● **MATERIAL PROVIDED**:
+++++

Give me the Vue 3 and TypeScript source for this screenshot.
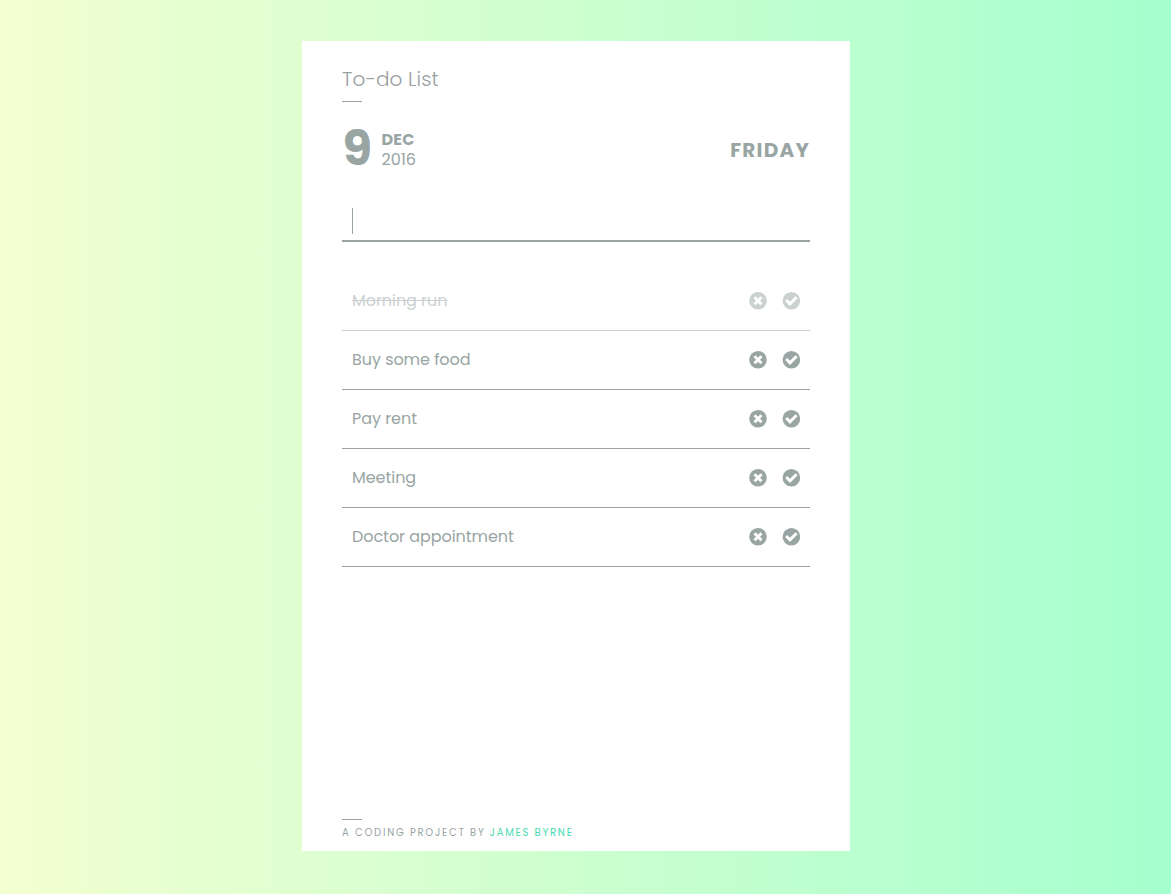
<script setup lang="ts">
import { ref } from 'vue'

interface Task { label: string; done: boolean }

const tasks = ref<Task[]>([
  { label: 'Morning run', done: true },
  { label: 'Buy some food', done: false },
  { label: 'Pay rent', done: false },
  { label: 'Meeting', done: false },
  { label: 'Doctor appointment', done: false },
])
const draft = ref('')

function add() {
  const label = draft.value.trim()
  if (label) tasks.value.push({ label, done: false })
  draft.value = ''
}
function remove(index: number) {
  tasks.value.splice(index, 1)
}
</script>

<template>
  <div class="page">
    <main class="card">
      <h1 class="title">To-do List</h1>
      <div class="rule"></div>
      <header class="date">
        <span class="day">9</span>
        <div class="month-year">
          <span class="month">DEC</span>
          <span class="year">2016</span>
        </div>
        <span class="weekday">FRIDAY</span>
      </header>
      <form class="entry" @submit.prevent="add">
        <span v-if="!draft" class="caret"></span>
        <input v-model="draft" class="field" aria-label="New task" />
      </form>
      <ul class="tasks">
        <li v-for="(task, i) in tasks" :key="i" class="task" :class="{ done: task.done }">
          <span class="label">{{ task.label }}</span>
          <button class="icon" aria-label="Remove" @click="remove(i)">
            <svg viewBox="0 0 18 18" width="18" height="18">
              <circle cx="9" cy="8.8" r="8.8" fill="currentColor" />
              <path d="M5.5 5.3L12.5 12.3M12.5 5.3L5.5 12.3" stroke="#fff" stroke-width="3" />
            </svg>
          </button>
          <button class="icon" aria-label="Complete" @click="task.done = !task.done">
            <svg viewBox="0 0 18 18" width="18" height="18">
              <circle cx="9.4" cy="8.8" r="8.8" fill="currentColor" />
              <path d="M4.2 8L8 11.8L14.6 5.2" fill="none" stroke="#fff" stroke-width="3" />
            </svg>
          </button>
        </li>
      </ul>
      <footer class="footer">
        <div class="rule"></div>
        <p class="credit"><span class="by">A CODING PROJECT BY</span><a class="author">JAMES BYRNE</a></p>
      </footer>
    </main>
  </div>
</template>

<style>
body { margin: 0; }
</style>

<style scoped>
.page {
  box-sizing: border-box;
  height: 894px;
  padding-top: 41px;
  padding-left: 302px;
  background: linear-gradient(to right, #f3ffd1, #a5ffce);
  font-family: Poppins, Inter, "Liberation Sans", sans-serif;
  color: #98a5a3;
}
.card {
  box-sizing: border-box;
  display: flex;
  flex-direction: column;
  width: 548px;
  height: 810px;
  padding: 23px 40px 9px;
  background: #fff;
}
.title {
  margin: 0;
  font-size: 20px;
  line-height: 30px;
  font-weight: 300;
  letter-spacing: 0.1px;
  color: #98a09f;
}
.rule { width: 20px; height: 1px; margin-top: 7px; background: #98a3a2; }
.date { display: flex; align-items: center; height: 50px; margin-top: 22px; }
.day {
  box-sizing: border-box;
  width: 39.5px;
  padding-left: 0.5px;
  font-size: 48px;
  line-height: 48px;
  font-weight: 700;
}
.month-year { display: flex; flex-direction: column; padding-top: 2px; font-size: 16px; line-height: 20px; }
.month { font-weight: 700; letter-spacing: 0.2px; }
.weekday { margin-left: auto; padding-top: 2px; font-size: 20px; font-weight: 700; letter-spacing: 1.2px; }
.entry {
  display: flex;
  align-items: center;
  box-sizing: border-box;
  height: 40px;
  margin-top: 28px;
  padding-left: 10px;
  border-bottom: 2px solid #98a3a2;
}
.caret { width: 1px; height: 26px; background: #98a5a3; }
.field { flex: 1; min-width: 0; padding: 0; border: 0; outline: 0; background: none; font: inherit; color: inherit; }
.tasks { margin: 30px 0 0; padding: 0; list-style: none; }
.task {
  box-sizing: border-box;
  display: flex;
  align-items: center;
  height: 59px;
  padding: 0 10px;
  border-bottom: 1px solid #98a3a2;
  font-size: 16px;
}
.done { opacity: 0.5; }
.done .label { text-decoration: line-through; }
.label { flex: 1; padding-bottom: 2px; letter-spacing: -0.05px; }
.icon { display: flex; margin-left: 15px; padding: 0; border: 0; background: none; color: #98a5a3; cursor: pointer; }
.icon svg { overflow: visible; }
.footer { margin-top: auto; }
.credit { margin: 4px 0 0; font-size: 10px; line-height: 18px; letter-spacing: 1.77px; white-space: nowrap; }
.by { margin-right: 4px; }
.author { color: #48dbb0; }
</style>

+++++

Exclude every picture and copy the remaining data exactly.

● **PROBLEM SOLUTION**:
Give me the Vue 3 and TypeScript source for this screenshot.
<script setup lang="ts">
import { ref } from 'vue'

interface Task { label: string; done: boolean }

const tasks = ref<Task[]>([
  { label: 'Morning run', done: true },
  { label: 'Buy some food', done: false },
  { label: 'Pay rent', done: false },
  { label: 'Meeting', done: false },
  { label: 'Doctor appointment', done: false },
])
const draft = ref('')

function add() {
  const label = draft.value.trim()
  if (label) tasks.value.push({ label, done: false })
  draft.value = ''
}
function remove(index: number) {
  tasks.value.splice(index, 1)
}
</script>

<template>
  <div class="page">
    <main class="card">
      <h1 class="title">To-do List</h1>
      <div class="rule"></div>
      <header class="date">
        <span class="day">9</span>
        <div class="month-year">
          <span class="month">DEC</span>
          <span class="year">2016</span>
        </div>
        <span class="weekday">FRIDAY</span>
      </header>
      <form class="entry" @submit.prevent="add">
        <span v-if="!draft" class="caret"></span>
        <input v-model="draft" class="field" aria-label="New task" />
      </form>
      <ul class="tasks">
        <li v-for="(task, i) in tasks" :key="i" class="task" :class="{ done: task.done }">
          <span class="label">{{ task.label }}</span>
          <button class="icon" aria-label="Remove" @click="remove(i)">
            <svg viewBox="0 0 18 18" width="18" height="18">
              <circle cx="9" cy="8.8" r="8.8" fill="currentColor" />
              <path d="M5.5 5.3L12.5 12.3M12.5 5.3L5.5 12.3" stroke="#fff" stroke-width="3" />
            </svg>
          </button>
          <button class="icon" aria-label="Complete" @click="task.done = !task.done">
            <svg viewBox="0 0 18 18" width="18" height="18">
              <circle cx="9.4" cy="8.8" r="8.8" fill="currentColor" />
              <path d="M4.2 8L8 11.8L14.6 5.2" fill="none" stroke="#fff" stroke-width="3" />
            </svg>
          </button>
        </li>
      </ul>
      <footer class="footer">
        <div class="rule"></div>
        <p class="credit"><span class="by">A CODING PROJECT BY</span><a class="author">JAMES BYRNE</a></p>
      </footer>
    </main>
  </div>
</template>

<style>
body { margin: 0; }
</style>

<style scoped>
.page {
  box-sizing: border-box;
  height: 894px;
  padding-top: 41px;
  padding-left: 302px;
  background: linear-gradient(to right, #f3ffd1, #a5ffce);
  font-family: Poppins, Inter, "Liberation Sans", sans-serif;
  color: #98a5a3;
}
.card {
  box-sizing: border-box;
  display: flex;
  flex-direction: column;
  width: 548px;
  height: 810px;
  padding: 23px 40px 9px;
  background: #fff;
}
.title {
  margin: 0;
  font-size: 20px;
  line-height: 30px;
  font-weight: 300;
  letter-spacing: 0.1px;
  color: #98a09f;
}
.rule { width: 20px; height: 1px; margin-top: 7px; background: #98a3a2; }
.date { display: flex; align-items: center; height: 50px; margin-top: 22px; }
.day {
  box-sizing: border-box;
  width: 39.5px;
  padding-left: 0.5px;
  font-size: 48px;
  line-height: 48px;
  font-weight: 700;
}
.month-year { display: flex; flex-direction: column; padding-top: 2px; font-size: 16px; line-height: 20px; }
.month { font-weight: 700; letter-spacing: 0.2px; }
.weekday { margin-left: auto; padding-top: 2px; font-size: 20px; font-weight: 700; letter-spacing: 1.2px; }
.entry {
  display: flex;
  align-items: center;
  box-sizing: border-box;
  height: 40px;
  margin-top: 28px;
  padding-left: 10px;
  border-bottom: 2px solid #98a3a2;
}
.caret { width: 1px; height: 26px; background: #98a5a3; }
.field { flex: 1; min-width: 0; padding: 0; border: 0; outline: 0; background: none; font: inherit; color: inherit; }
.tasks { margin: 30px 0 0; padding: 0; list-style: none; }
.task {
  box-sizing: border-box;
  display: flex;
  align-items: center;
  height: 59px;
  padding: 0 10px;
  border-bottom: 1px solid #98a3a2;
  font-size: 16px;
}
.done { opacity: 0.5; }
.done .label { text-decoration: line-through; }
.label { flex: 1; padding-bottom: 2px; letter-spacing: -0.05px; }
.icon { display: flex; margin-left: 15px; padding: 0; border: 0; background: none; color: #98a5a3; cursor: pointer; }
.icon svg { overflow: visible; }
.footer { margin-top: auto; }
.credit { margin: 4px 0 0; font-size: 10px; line-height: 18px; letter-spacing: 1.77px; white-space: nowrap; }
.by { margin-right: 4px; }
.author { color: #48dbb0; }
</style>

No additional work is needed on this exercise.